▶ _REQUIRED WORK_: Look through the data below. Pick out the lines holding the string "components".

▶ _PROVIDED MATERIAL_:
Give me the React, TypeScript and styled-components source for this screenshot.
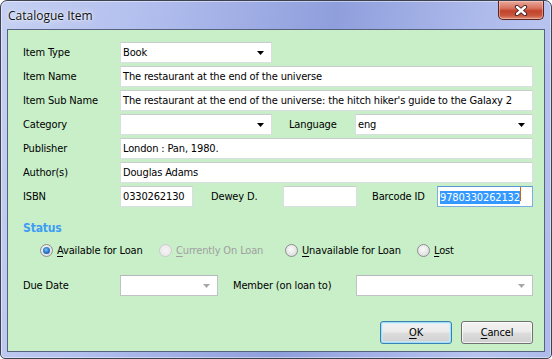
import React from 'react';
import styled, { createGlobalStyle } from 'styled-components';

const UI = `"DejaVu Sans Condensed", "Liberation Sans", sans-serif`;

const Global = createGlobalStyle`
  html, body { margin: 0; padding: 0; background: #ffffff; }
  body { font-family: ${UI}; font-size: 11px; letter-spacing: -0.15px; color: #000; }
  #root { width: 552px; height: 359px; }
`;

const Window = styled.div`
  box-sizing: border-box;
  width: 552px;
  height: 359px;
  border: 1px solid #3d4250;
  border-radius: 7px 7px 5px 5px;
  padding: 0 6px 6px 6px;
  display: flex;
  flex-direction: column;
  background: linear-gradient(100deg, #c6d0f2 0%, #b4c0ee 22%, #a0aee5 40%, #8f9fdc 55%, #a2b0e6 70%, #b8c4ef 88%, #aebbeb 100%);
  box-shadow: inset 0 0 0 1px rgba(255, 255, 255, 0.45);
  overflow: hidden;
`;

const TitleBar = styled.div`
  height: 28px;
  display: flex;
  align-items: flex-start;
  justify-content: space-between;
`;

const Title = styled.div`
  font-family: "Open Sans", "Noto Sans", sans-serif;
  font-size: 12px;
  letter-spacing: 0;
  line-height: 30px;
  padding-left: 1px;
  color: #101010;
  text-shadow: 0 0 6px rgba(255, 255, 255, 0.9), 0 0 2px rgba(255, 255, 255, 0.9);
`;

const CloseButton = styled.div`
  box-sizing: border-box;
  width: 46px;
  height: 19px;
  margin-right: 1px;
  border: 1px solid #5a2420;
  border-top: none;
  border-radius: 0 0 5px 5px;
  background: linear-gradient(180deg, #e9a99b 0%, #d8735f 40%, #c2432a 55%, #c8553d 80%, #df8d73 100%);
  box-shadow: inset 0 0 0 1px rgba(255, 220, 210, 0.45);
  display: flex;
  align-items: center;
  justify-content: center;
`;

const Client = styled.div`
  flex: 1;
  box-sizing: border-box;
  border: 1px solid #56627e;
  background: #c8efc8;
  padding: 12px 11px 7px 15px;
  display: flex;
  flex-direction: column;
`;

const Row = styled.div<{ $mt?: number }>`
  display: flex;
  align-items: center;
  height: 21px;
  margin-top: ${(p) => p.$mt ?? 3}px;
`;

const Label = styled.div<{ $w: number; $ml?: number }>`
  flex: none;
  width: ${(p) => p.$w}px;
  margin-left: ${(p) => p.$ml ?? 0}px;
  white-space: nowrap;
  color: #000;
`;

const Field = styled.div<{ $w?: number; $focus?: boolean; $disabled?: boolean }>`
  box-sizing: border-box;
  height: 21px;
  ${(p) => (p.$w ? `width: ${p.$w}px; flex: none;` : 'flex: 1;')}
  background: #ffffff;
  border: 1px solid ${(p) => (p.$focus ? '#7aaee0' : p.$disabled ? '#bfc3c8' : '#dadee2')};
  border-top-color: ${(p) => (p.$focus ? '#5c96d2' : p.$disabled ? '#b3b7bc' : '#c9cdd2')};
  padding: 0 7px 0 2px;
  display: flex;
  align-items: center;
  justify-content: space-between;
  white-space: nowrap;
  overflow: hidden;
  line-height: 19px;
`;

const Selected = styled.span`
  background: #3399ff;
  color: #ffffff;
  line-height: 14px;
`;

const Caret = styled.span`
  display: inline-block;
  width: 1px;
  height: 14px;
  background: #c8641c;
`;

const Arrow = ({ color = '#000' }: { color?: string }) => (
  <svg width="7" height="4" viewBox="0 0 7 4" style={{ flex: 'none' }}>
    <polygon points="0,0 7,0 3.5,4" fill={color} />
  </svg>
);

const Section = styled.div`
  margin-top: 14px;
  font-weight: bold;
  font-size: 12px;
  line-height: 14px;
  color: #3e9cf6;
`;

const RadioGroup = styled.div`
  display: grid;
  grid-template-columns: 119px 126px 132px auto;
  align-items: center;
  margin-top: 7px;
  padding-left: 17px;
  height: 16px;
`;

const Radio = styled.div<{ $disabled?: boolean }>`
  display: flex;
  align-items: center;
  gap: 4px;
  white-space: nowrap;
  color: ${(p) => (p.$disabled ? '#a0a0a0' : '#000')};
`;

const Circle = styled.span<{ $checked?: boolean; $disabled?: boolean }>`
  box-sizing: border-box;
  flex: none;
  width: 13px;
  height: 13px;
  border-radius: 50%;
  border: 1px solid ${(p) => (p.$disabled ? '#c9cbcc' : '#8b8e91')};
  background: ${(p) => (p.$disabled ? 'radial-gradient(circle at 50% 50%, #f4f4f4, #e6e6e6)' : 'radial-gradient(circle at 45% 40%, #fbfbfb 0%, #e4e4e4 60%, #cfcfcf 100%)')};
  display: flex;
  align-items: center;
  justify-content: center;
  &::after {
    content: '';
    display: ${(p) => (p.$checked ? 'block' : 'none')};
    width: 7px;
    height: 7px;
    border-radius: 50%;
    background: radial-gradient(circle at 45% 40%, #7fc3f6 0%, #2f7fcf 45%, #143f78 100%);
  }
`;

const Key = styled.span`
  text-decoration: underline;
  text-underline-offset: 2px;
`;

const ButtonBar = styled.div`
  margin-top: auto;
  display: flex;
  justify-content: flex-end;
  gap: 9px;
`;

const Button = styled.div<{ $default?: boolean }>`
  box-sizing: border-box;
  width: 72px;
  height: 23px;
  border-radius: 3px;
  border: 1px solid ${(p) => (p.$default ? '#3c7fb1' : '#707070')};
  background: linear-gradient(180deg, #f2f2f2 0%, #ebebeb 48%, #dddddd 52%, #cfcfcf 100%);
  box-shadow: ${(p) => (p.$default ? 'inset 0 0 0 1px #9fe0f8, inset 0 0 0 2px rgba(200,240,255,0.6)' : 'inset 0 0 0 1px rgba(255,255,255,0.7)')};
  display: flex;
  align-items: center;
  justify-content: center;
  color: #000;
`;

export default function App() {
  return (
    <>
      <Global />
      <Window>
        <TitleBar>
          <Title>Catalogue Item</Title>
          <CloseButton>
            <svg width="14" height="11" viewBox="0 0 14 11">
              <path d="M3 2 L11 9 M11 2 L3 9" stroke="#3a1f1c" strokeWidth="4.2" strokeLinecap="round" fill="none" />
              <path d="M3 2 L11 9 M11 2 L3 9" stroke="#ffffff" strokeWidth="2.4" strokeLinecap="round" fill="none" />
            </svg>
          </CloseButton>
        </TitleBar>
        <Client>
          <Row $mt={0}>
            <Label $w={97}>Item Type</Label>
            <Field $w={152}>
              <span>Book</span>
              <Arrow />
            </Field>
          </Row>
          <Row>
            <Label $w={97}>Item Name</Label>
            <Field>The restaurant at the end of the universe</Field>
          </Row>
          <Row>
            <Label $w={97}>Item Sub Name</Label>
            <Field>The restaurant at the end of the universe: the hitch hiker's guide to the Galaxy 2</Field>
          </Row>
          <Row>
            <Label $w={97}>Category</Label>
            <Field $w={152}>
              <span />
              <Arrow />
            </Field>
            <Label $w={66} $ml={17}>Language</Label>
            <Field>
              <span>eng</span>
              <Arrow />
            </Field>
          </Row>
          <Row>
            <Label $w={97}>Publisher</Label>
            <Field>London : Pan, 1980.</Field>
          </Row>
          <Row>
            <Label $w={97}>Author(s)</Label>
            <Field>Douglas Adams</Field>
          </Row>
          <Row>
            <Label $w={97}>ISBN</Label>
            <Field $w={73}>0330262130</Field>
            <Label $w={72} $ml={18}>Dewey D.</Label>
            <Field $w={74} />
            <Label $w={65} $ml={15}>Barcode ID</Label>
            <Field $focus>
              <span>
                <Selected>9780330262132</Selected>
                <Caret />
              </span>
            </Field>
          </Row>
          <Section>Status</Section>
          <RadioGroup>
            <Radio>
              <Circle $checked />
              <span><Key>A</Key>vailable for Loan</span>
            </Radio>
            <Radio $disabled>
              <Circle $disabled />
              <span><Key>C</Key>urrently On Loan</span>
            </Radio>
            <Radio>
              <Circle />
              <span><Key>U</Key>navailable for Loan</span>
            </Radio>
            <Radio>
              <Circle />
              <span><Key>L</Key>ost</span>
            </Radio>
          </RadioGroup>
          <Row $mt={17}>
            <Label $w={97}>Due Date</Label>
            <Field $w={98} $disabled>
              <span />
              <Arrow color="#a8a8a8" />
            </Field>
            <Label $w={123} $ml={15}>Member (on loan to)</Label>
            <Field $disabled>
              <span />
              <Arrow color="#a8a8a8" />
            </Field>
          </Row>
          <ButtonBar>
            <Button $default><span><Key>O</Key>K</span></Button>
            <Button><span><Key>C</Key>ancel</span></Button>
          </ButtonBar>
        </Client>
      </Window>
    </>
  );
}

▶ _FULL SOLUTION_:
Give me the React, TypeScript and styled-components source for this screenshot.
import styled, { createGlobalStyle } from 'styled-components';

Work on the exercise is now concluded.